If a woman decides to enter the workforce she may be met with impedimental power. In the first instance if a woman applies for a job for which she is qualified, but is unsuccessful in securing it. She is given as a reason from her potential employer that her qualifications were not sufficiently high. This could very likely be a case of impedimental power being exercised in a formal situation while the employer in reality did not want to employ a woman. She might not realise that she has been hindered in securing the job. A change in the laws can sometimes reduce the effectiveness of impedimental power.

Legitimate power

The ERA—Equal Rights Amendment (1972)—in the US makes the above example illegal on the grounds that it is discrimination on the basis of sex.8 The woman in such a case would have the right of appeal which, if successful, would enable her to take up the position.
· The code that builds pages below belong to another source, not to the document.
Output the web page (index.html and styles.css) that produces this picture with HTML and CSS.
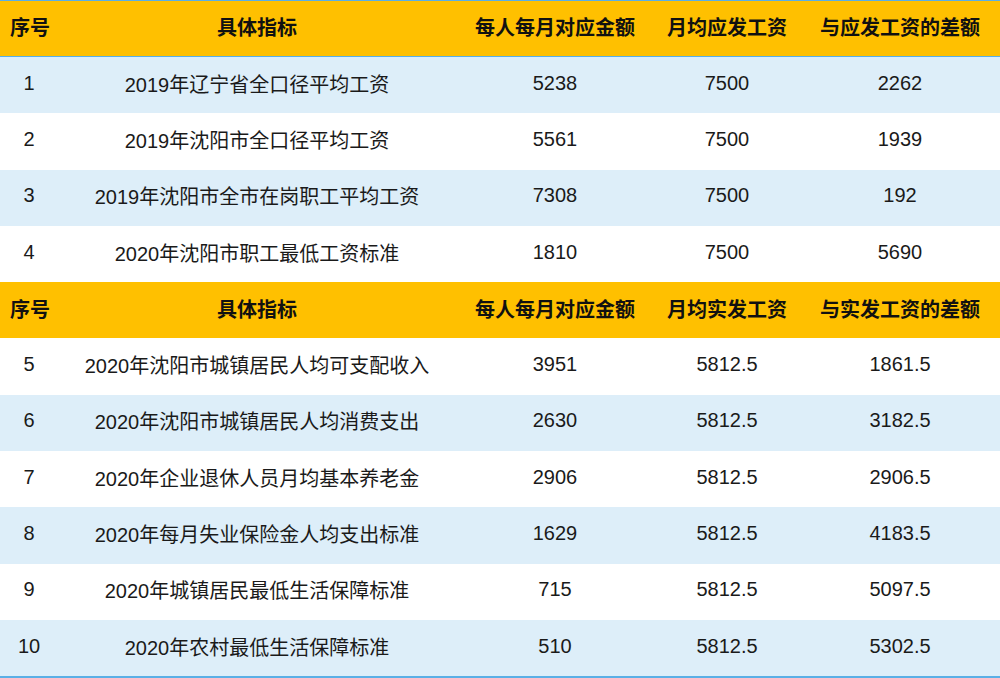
FILE: index.html
```html
<!DOCTYPE html>
<html lang="zh-CN">
<head>
<meta charset="utf-8">
<title>工资对比表</title>
<link rel="stylesheet" href="styles.css">
</head>
<body>
<div class="sheet">
  <div class="row head first">
    <div class="c c1 left">序号</div><div class="c c2">具体指标</div><div class="c c3">每人每月对应金额</div><div class="c c4">月均应发工资</div><div class="c c5">与应发工资的差额</div>
  </div>
  <div class="row blue"><div class="c c1">1</div><div class="c c2">2019年辽宁省全口径平均工资</div><div class="c c3">5238</div><div class="c c4">7500</div><div class="c c5">2262</div></div>
  <div class="row"><div class="c c1">2</div><div class="c c2">2019年沈阳市全口径平均工资</div><div class="c c3">5561</div><div class="c c4">7500</div><div class="c c5">1939</div></div>
  <div class="row blue"><div class="c c1">3</div><div class="c c2">2019年沈阳市全市在岗职工平均工资</div><div class="c c3">7308</div><div class="c c4">7500</div><div class="c c5">192</div></div>
  <div class="row"><div class="c c1">4</div><div class="c c2">2020年沈阳市职工最低工资标准</div><div class="c c3">1810</div><div class="c c4">7500</div><div class="c c5">5690</div></div>
  <div class="row head">
    <div class="c c1 left">序号</div><div class="c c2">具体指标</div><div class="c c3">每人每月对应金额</div><div class="c c4">月均实发工资</div><div class="c c5">与实发工资的差额</div>
  </div>
  <div class="row"><div class="c c1">5</div><div class="c c2">2020年沈阳市城镇居民人均可支配收入</div><div class="c c3">3951</div><div class="c c4">5812.5</div><div class="c c5">1861.5</div></div>
  <div class="row blue"><div class="c c1">6</div><div class="c c2">2020年沈阳市城镇居民人均消费支出</div><div class="c c3">2630</div><div class="c c4">5812.5</div><div class="c c5">3182.5</div></div>
  <div class="row"><div class="c c1">7</div><div class="c c2">2020年企业退休人员月均基本养老金</div><div class="c c3">2906</div><div class="c c4">5812.5</div><div class="c c5">2906.5</div></div>
  <div class="row blue"><div class="c c1">8</div><div class="c c2">2020年每月失业保险金人均支出标准</div><div class="c c3">1629</div><div class="c c4">5812.5</div><div class="c c5">4183.5</div></div>
  <div class="row"><div class="c c1">9</div><div class="c c2">2020年城镇居民最低生活保障标准</div><div class="c c3">715</div><div class="c c4">5812.5</div><div class="c c5">5097.5</div></div>
  <div class="row blue last"><div class="c c1">10</div><div class="c c2">2020年农村最低生活保障标准</div><div class="c c3">510</div><div class="c c4">5812.5</div><div class="c c5">5302.5</div></div>
</div>
</body>
</html>
```
FILE: styles.css
```css
html, body {
  margin: 0;
  padding: 0;
  background: #ffffff;
}
.sheet {
  width: 1000px;
  height: 678px;
  display: flex;
  flex-direction: column;
  font-family: "Liberation Sans", Arial, "Noto Sans CJK SC", sans-serif;
  font-size: 20px;
  color: #1a1a1a;
  border-top: 1px solid #5aafe6;
  border-bottom: 2px solid #5aafe6;
  box-sizing: border-box;
}
.row {
  display: grid;
  grid-template-columns: 58px 398px 198px 146px 200px;
  height: 56.5px;
  align-items: center;
  background: #ffffff;
}
.row.blue {
  background: #ddeef9;
}
.row.head {
  background: #ffc000;
  font-weight: bold;
  color: #111;
  height: 56px;
}
.row.first {
  height: 55px;
  border-bottom: 1px solid #5aafe6;
}
.row.last {
  height: 56px;
}
.c {
  text-align: center;
  white-space: nowrap;
  padding-bottom: 4px;
}
.c.left {
  text-align: left;
  padding-left: 10px;
}
```
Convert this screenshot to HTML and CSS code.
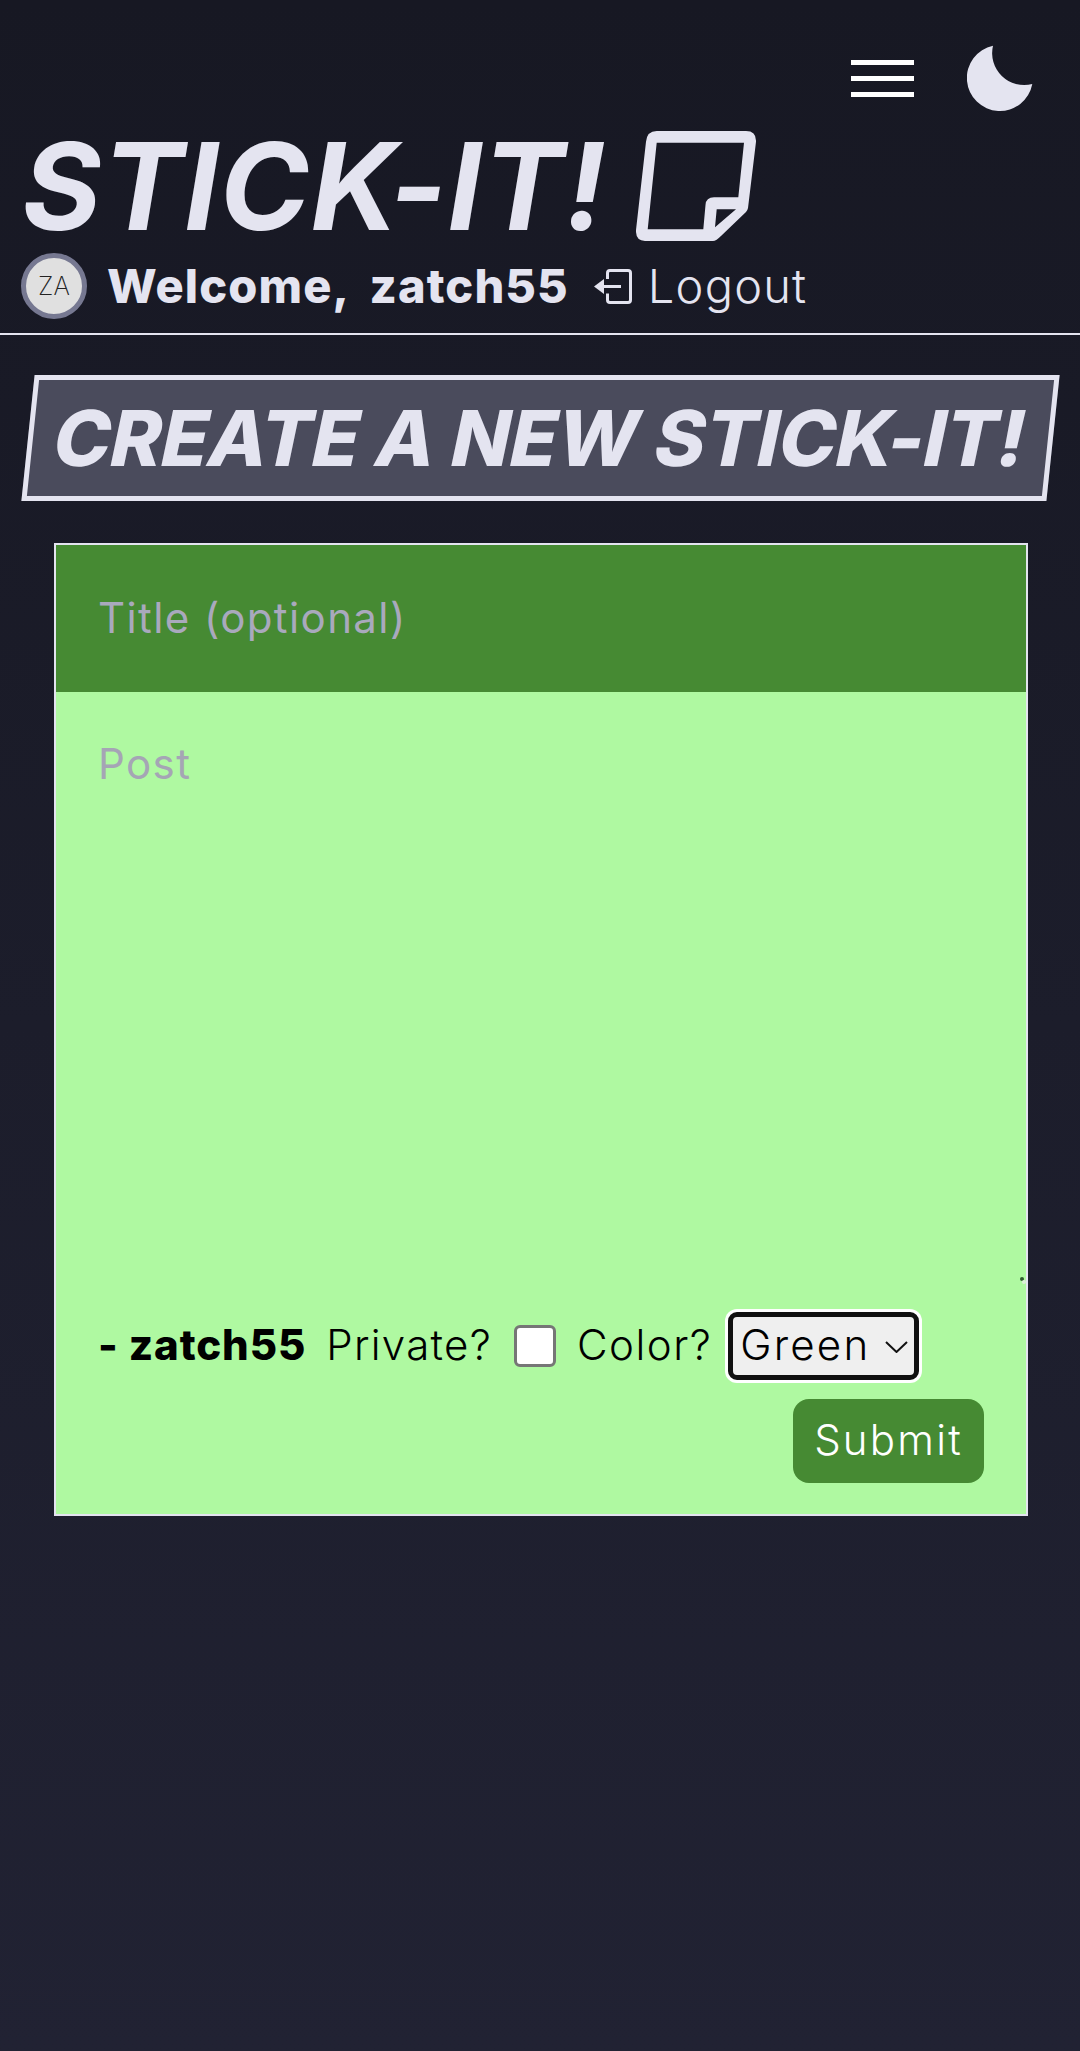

She would first of all have to believe she had been impeded. The employer in this case would have to give way to the decision because of its legitimacy.
Legitimate power (or authority) ‘
 is the right to command and correlatively, the right to be obeyed’ (Wolff 1970, p. 4).
The above is an example of a particular type of legitimate power viz. rational authority (to use Weberian terminology). The employer obeys the decision because it has a particular source. Conflict is normally absent even when B disagrees with A’s orders, commands, or decision but nevertheless obeys A because of a belief in the legitimacy of the order.
Legitimate power is most common in institutions but it can and does also occur in informal social situations for exactly the same reasons.

Attrahent power

A form of power used almost continually in social relationships, though usually much diluted, is attrahent power. This is power that results from B wanting to be like A or be liked by A. A stronger form results when B is devoted to or loves A. This is similar to legitimate power in that B complies with A’s wishes just because they are A’s wishes, that is because of their source, not because of any official or traditional power vested in A.
On an individual level, which is where the exercise of this form of power is most effective, romantic love affords us an ideal example. If a woman loves a man then she might comply with his wishes just because they are his wishes. She might do things for him that she would not do for others. This may apply in any situation where one person loves another. It is not always a destructive form of power or one that implies conflict.

Persuasive power

Lastly there is persuasive power which de Crespigny divides into two classes:
The first is rational persuasive power which is ‘
 exerted only when the reasons produced in favour of some action are such as would be said to constitute the premises of a (good) argument’ (de Crespigny 1970, p. 51).
There is no deception or withholding of information involved in the use of this sort of power, and it is of an advisory nature based on good intentions and reasonable argument.
De Crespigny does not state what he thinks would constitute the second non-rational persuasive power except negatively by saying that it would be rational if the reasons were good. Thus it seems that non-rational power could be based on misinformation, deliberate deception, emotive arguments or bad reasoning. Sales and advertising techniques and the tricks used by con men and fraudsters could be included.9
Rational persuasive power implies absence of conflict and allows liberty in the ‘negative’ sense for B, but is consistent with B’s autonomy if choices are avail...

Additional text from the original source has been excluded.